Malaysian Plane
The wreckage of MH370, presumed to have crashed, may be spread thousands of miles from the search site Reuters

Debris from Malaysia Airlines flight MH370 may be impossible to find due to strong ocean currents in the southern Indian Ocean, making a difficult search even harder.

Apart from adverse weather conditions, which have hindered recent efforts to recover the missing Boeing 777, the wreckage of the aircraft may have been dispersed and pushed in different directions at different speeds.

The current search zone is around 2,500km from Perth on the western Australian coast. According to Thai officials, its satellite images show 300 floating objects in the area, around 2,700km west of Perth.

Professor Chris Hughes, of the UK's National Oceanography Centre, said it would be difficult to find a more complicated region of the ocean to be searching for the plane's debris.

Ocean currents

Writing on The Conversation website, Hughes said the search zone lies just on the northern flank of the Antarctic Circumpolar Current, an ocean current that flows clockwise from east to west around Antarctica.

ACC
The Antarctic Circumpolar Current is the strongest current system in the world oceans, linking the Atlantic, Indian and Pacific basins Courtesy NASA/JPL-Caltech

The ACC, otherwise known as a West Wind Drift, is the dominant circulation feature of the Southern Ocean and is the largest ocean current. Hughes said the effect of the earth's rotation leads to the eastwards-flowing currents focusing into narrow bands, like rivers flowing within the ocean.

He said: "The currents loop into closed 'eddies' that break away from their current and spin off, like high and low pressure systems moving through the atmosphere."

"Unlike the atmosphere, these highs and lows are on a much smaller scale, perhaps 100 to 500km across. Typical flow speeds are around 20cm per second - about ten miles per day - but faster speeds of up to 100cm per second are possible, and the direction of flow at any one time is very unpredictable."

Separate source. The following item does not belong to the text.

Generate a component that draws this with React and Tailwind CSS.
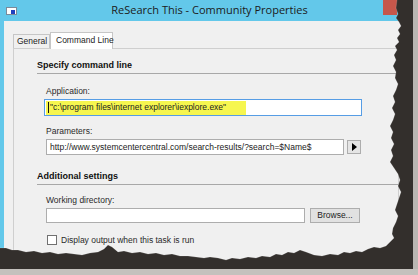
import React from 'react';

const ui = { fontFamily: '"Liberation Sans", "DejaVu Sans", sans-serif' };

// rough torn-paper edge along the right and bottom of the screenshot
const edge = [
  [397, 0], [396, 8], [398, 14], [396, 18], [399, 22], [401, 26], [398, 30], [400, 34], [397, 38], [399, 42],
  [395, 46], [397, 50], [394, 55], [396, 60], [393, 66], [396, 72], [395, 78], [398, 84], [396, 90], [393, 96],
  [395, 102], [392, 108], [395, 114], [393, 120], [390, 126], [393, 132], [391, 138], [394, 144], [391, 150],
  [393, 156], [390, 162], [394, 168], [398, 174], [400, 180], [398, 186], [401, 192], [399, 198], [397, 204],
  [395, 210], [398, 216], [396, 222], [393, 228], [392, 234], [394, 238], [390, 242], [386, 246], [380, 248],
  [374, 247], [368, 249], [362, 252], [356, 251], [350, 253], [344, 252], [338, 255], [330, 254], [322, 256],
  [314, 255], [306, 252], [300, 250], [294, 253], [288, 252], [282, 255], [276, 254], [270, 257], [262, 256],
  [256, 258], [248, 257], [240, 259], [232, 258], [226, 260], [218, 258], [210, 257], [204, 258], [196, 257],
  [188, 256], [180, 256], [172, 254], [164, 255], [156, 253], [148, 254], [140, 252], [132, 253], [124, 251],
  [118, 252], [112, 247], [108, 245], [104, 249], [98, 252], [90, 253], [82, 255], [74, 254], [66, 253],
  [58, 254], [50, 252], [42, 253], [34, 251], [26, 252], [18, 250], [12, 250], [6, 248], [0, 248],
];

function TornEdge() {
  const line = 'M' + edge.map(p => p.join(',')).join(' L');
  return (
    <svg className="absolute inset-0 pointer-events-none" width="418" height="275" viewBox="0 0 418 275">
      <path d={line + ' L0,275 L418,275 L418,0 Z'} fill="#332f2c" />
      <path d={line} fill="none" stroke="#ffffff" strokeOpacity="0.25" strokeWidth="0.6" />
      <rect x="413" y="0" width="5" height="275" fill="#b9b6b2" />
      <rect x="0" y="269" width="418" height="6" fill="#c4c1bd" />
    </svg>
  );
}

function Label({ children, className = '' }) {
  return <div className={`text-[8.5px] leading-[10px] text-[#2a2a2a] whitespace-nowrap ${className}`}>{children}</div>;
}

function Section({ title, className = '' }) {
  return (
    <div className={`ml-[23px] border-b border-[#a8a8a8] pb-[2px] ${className}`}>
      <div className="text-[9px] leading-[11px] font-bold text-[#111]">{title}</div>
    </div>
  );
}

export default function App() {
  return (
    <div className="relative w-[418px] h-[275px] overflow-hidden bg-[#f0f0f0]" style={ui}>
      {/* title bar */}
      <div className="h-[21px] bg-[#63c8ea] flex items-center relative">
        <div className="ml-[6px] w-[11px] h-[8px] bg-white border border-[#7a8a9a] relative">
          <div className="absolute left-[4px] top-[2px] w-[4px] h-[4px] bg-[#1f3fbf]" />
        </div>
        <div className="flex-1 text-center text-[11px] text-[#1b1b1b] pr-[16px]" style={{ fontFamily: '"Open Sans", "Noto Sans", sans-serif' }}>
          ReSearch This - Community Properties
        </div>
        <div className="absolute right-[21px] top-0 w-[14px] h-[15px] bg-[#c7574b]" />
      </div>

      <div className="flex h-[254px]">
        <div className="w-[4px] bg-[#63c8ea]" />
        <div className="flex-1 pl-[9px] pt-[10px] flex flex-col">
          {/* tabs */}
          <div className="flex items-end h-[17px]">
            <div className="h-[14px] w-[37px] border border-b-0 border-[#c6c6c6] bg-[#f0f0f0] text-[8.5px] leading-[13px] text-[#222] pl-[3px] whitespace-nowrap">General</div>
            <div className="h-[17px] w-[63px] border border-b-0 border-[#c6c6c6] bg-white text-[8.5px] leading-[15px] text-[#222] pl-[5px] relative z-10 -mb-px whitespace-nowrap">Command Line</div>
          </div>
          {/* tab page */}
          <div className="flex-1 border border-[#cfcfcf] w-[386px] bg-[#f0f0f0] pt-[11px]">
            <Section title="Specify command line" />

            <Label className="ml-[32px] mt-[12px]">Application:</Label>
            <div className="ml-[30px] mt-[3px] w-[318px] h-[17px] border border-[#569de5] bg-white flex items-center px-[1px]">
              <div className="h-[14px] w-[200px] bg-[#f6f64f] flex items-center text-[8.5px] text-[#222] pl-[2px] whitespace-nowrap">
                <span className="w-px h-[11px] bg-[#111] mr-[1px]" />
                "c:\program files\internet explorer\iexplore.exe"
              </div>
            </div>

            <Label className="ml-[32px] mt-[10px]">Parameters:</Label>
            <div className="ml-[32px] mt-[3px] flex items-center">
              <div className="w-[298px] h-[16px] border border-[#adadad] bg-white text-[8.5px] leading-[14px] text-[#222] pl-[3px] whitespace-nowrap overflow-hidden">
                http://www.systemcentercentral.com/search-results/?search=$Name$
              </div>
              <div className="ml-[3px] w-[14px] h-[14px] border border-[#adadad] bg-[#e5e5e5] flex items-center justify-center">
                <div className="w-0 h-0 border-y-[4px] border-y-transparent border-l-[5px] border-l-black ml-[1px]" />
              </div>
            </div>

            <Section title="Additional settings" className="mt-[16px]" />

            <Label className="ml-[32px] mt-[10px]">Working directory:</Label>
            <div className="ml-[32px] mt-[3px] flex items-center">
              <div className="w-[259px] h-[15px] border border-[#adadad] bg-white" />
              <div className="ml-[5px] w-[50px] h-[15px] border border-[#adadad] bg-[#e1e1e1] text-[8.5px] leading-[13px] text-[#222] text-center">Browse...</div>
            </div>

            <div className="ml-[33px] mt-[12px] flex items-center">
              <div className="w-[10px] h-[10px] border border-[#707070] bg-white" />
              <Label className="ml-[4px]">Display output when this task is run</Label>
            </div>
          </div>
        </div>
      </div>

      <TornEdge />
    </div>
  );
}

Hughes added that such conditions would make searching for the debris extremely difficult: "The search area spans both the northernmost river of the Circumpolar Current, and a much calmer area to the north where currents are much slower. This means debris could have been scattered and pulled in different directions, at different speeds."

Wind

The wind may further complicate the process. According to Hughes, it will be pushed by the wind but surrounded by water in the Ekman layer, which is the top 50m of the ocean in which the effect of the wind is felt.

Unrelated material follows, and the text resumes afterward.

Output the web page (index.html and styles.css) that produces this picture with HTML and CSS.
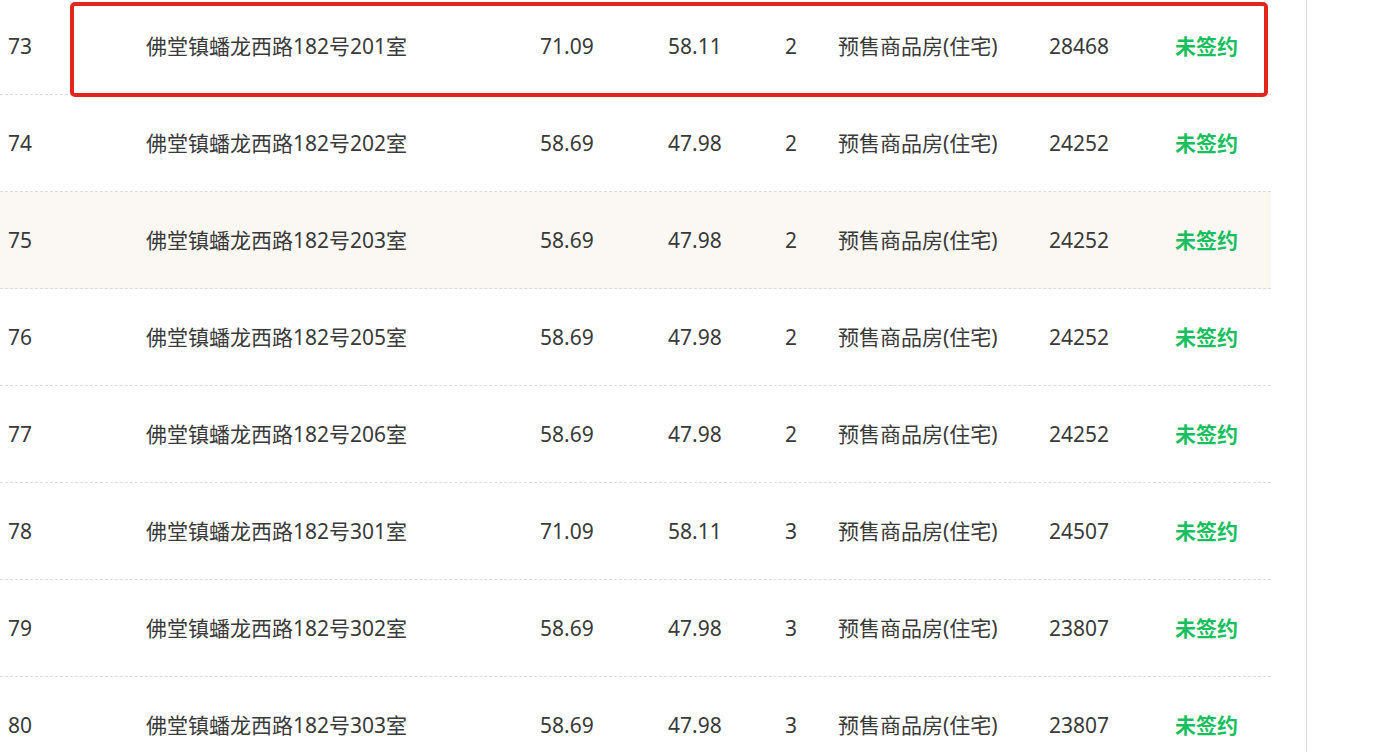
FILE: index.html
```html
<!DOCTYPE html>
<html lang="zh-CN">
<head>
<meta charset="utf-8">
<title>房源列表</title>
<link rel="stylesheet" href="styles.css">
</head>
<body>
<div class="page">
  <div class="table">
    <div class="row"><div class="c c-no">73</div><div class="c c-addr">佛堂镇蟠龙西路182号201室</div><div class="c c-a1">71.09</div><div class="c c-a2">58.11</div><div class="c c-fl">2</div><div class="c c-type">预售商品房(住宅)</div><div class="c c-price">28468</div><div class="c c-st">未签约</div></div>
    <div class="row"><div class="c c-no">74</div><div class="c c-addr">佛堂镇蟠龙西路182号202室</div><div class="c c-a1">58.69</div><div class="c c-a2">47.98</div><div class="c c-fl">2</div><div class="c c-type">预售商品房(住宅)</div><div class="c c-price">24252</div><div class="c c-st">未签约</div></div>
    <div class="row row-hover"><div class="c c-no">75</div><div class="c c-addr">佛堂镇蟠龙西路182号203室</div><div class="c c-a1">58.69</div><div class="c c-a2">47.98</div><div class="c c-fl">2</div><div class="c c-type">预售商品房(住宅)</div><div class="c c-price">24252</div><div class="c c-st">未签约</div></div>
    <div class="row"><div class="c c-no">76</div><div class="c c-addr">佛堂镇蟠龙西路182号205室</div><div class="c c-a1">58.69</div><div class="c c-a2">47.98</div><div class="c c-fl">2</div><div class="c c-type">预售商品房(住宅)</div><div class="c c-price">24252</div><div class="c c-st">未签约</div></div>
    <div class="row"><div class="c c-no">77</div><div class="c c-addr">佛堂镇蟠龙西路182号206室</div><div class="c c-a1">58.69</div><div class="c c-a2">47.98</div><div class="c c-fl">2</div><div class="c c-type">预售商品房(住宅)</div><div class="c c-price">24252</div><div class="c c-st">未签约</div></div>
    <div class="row"><div class="c c-no">78</div><div class="c c-addr">佛堂镇蟠龙西路182号301室</div><div class="c c-a1">71.09</div><div class="c c-a2">58.11</div><div class="c c-fl">3</div><div class="c c-type">预售商品房(住宅)</div><div class="c c-price">24507</div><div class="c c-st">未签约</div></div>
    <div class="row"><div class="c c-no">79</div><div class="c c-addr">佛堂镇蟠龙西路182号302室</div><div class="c c-a1">58.69</div><div class="c c-a2">47.98</div><div class="c c-fl">3</div><div class="c c-type">预售商品房(住宅)</div><div class="c c-price">23807</div><div class="c c-st">未签约</div></div>
    <div class="row"><div class="c c-no">80</div><div class="c c-addr">佛堂镇蟠龙西路182号303室</div><div class="c c-a1">58.69</div><div class="c c-a2">47.98</div><div class="c c-fl">3</div><div class="c c-type">预售商品房(住宅)</div><div class="c c-price">23807</div><div class="c c-st">未签约</div></div>
  </div>
  <div class="gap"></div>
  <div class="side"></div>
  <div class="mark"></div>
</div>
</body>
</html>
```

FILE: styles.css
```css
html, body {
  margin: 0;
  padding: 0;
  background: #fff;
  overflow: hidden;
}
body {
  width: 1384px;
  height: 752px;
  font-family: "Noto Sans", "Noto Sans CJK SC", sans-serif;
  font-size: 21px;
  color: #3a3a3a;
}
.page {
  position: relative;
  display: flex;
  height: 752px;
}
.table {
  width: 1271px;
  flex: none;
  margin-top: -2px;
}
.row {
  display: grid;
  grid-template-columns: 146px 394px 128px 117px 53px 211px 126px 1fr;
  align-items: center;
  height: 96px;
  border-bottom: 1px dashed #dcdcdc;
}
.row-hover {
  background: #fbf8f4;
}
.c {
  white-space: nowrap;
  line-height: 1;
}
.c-no { padding-left: 8px; }
.c-st {
  color: #19be5f;
  font-weight: 700;
}
.gap {
  width: 35px;
  flex: none;
}
.side {
  flex: 1;
  border-left: 1px solid #dcdcdc;
}
.mark {
  position: absolute;
  left: 70px;
  top: 2px;
  width: 1190px;
  height: 87px;
  border: 4px solid #e2261d;
  border-radius: 5px;
}
```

Since the plane was lost over two weeks ago, the debris may have drifted several hundred miles from where the plane is presumed to have crashed. And even if the debris spotted is confirmed to be from the missing airliner, the challenge of finding sunken wreckage remains.

Hughes said: "If the debris is confirmed to be from the Malaysia Airlines plane, a lot of work will remain to be done. It will still be a long time before we are in a position to determine what happened to flight MH370."

He added that the depth of the ocean, around 3,500m to 4,000m, will involve combing a vast area with advanced sonar imaging technology.

Hughes concluded: "Then there is the challenge of reaching it: only specialised equipment can operate at the pressures of more than 350 atmospheres present at such depths, although from that point of view it could have been worse — large areas of the sea floor lie more than 5,000 metres below the surface, with a few narrow trenches beyond 10,000 metres deep."

Force of impact

Depending on its final cruising altitude, the impact of the crash may have broken the debris into minute, undetectable pieces, rendering the search efforts impossible.

Although some have suggested the plane may have glided to its final destination, a more violent crash with a large impact force would have destroyed the structural intergrity of the plane.

The remote location site, along with the rugged underwater terrain, would have broken the aircraft into many pieces too small to recover.

Robin Beaman, an underwater geologist from the James Cook University in Australia, said submerged volcanoes will make the search much more difficult because of the changing landscape beneath the southern Indian Ocean.

He told the Sydney Morning Herald: "It's very unfortunate if that debris has landed on the active crest area, it will make life more challenging. It's rugged, it's covered in faults, fine-scale gullies and ridges, there isn't a lot of sediment blanketing that part of the world because it's fresh [in geological terms]."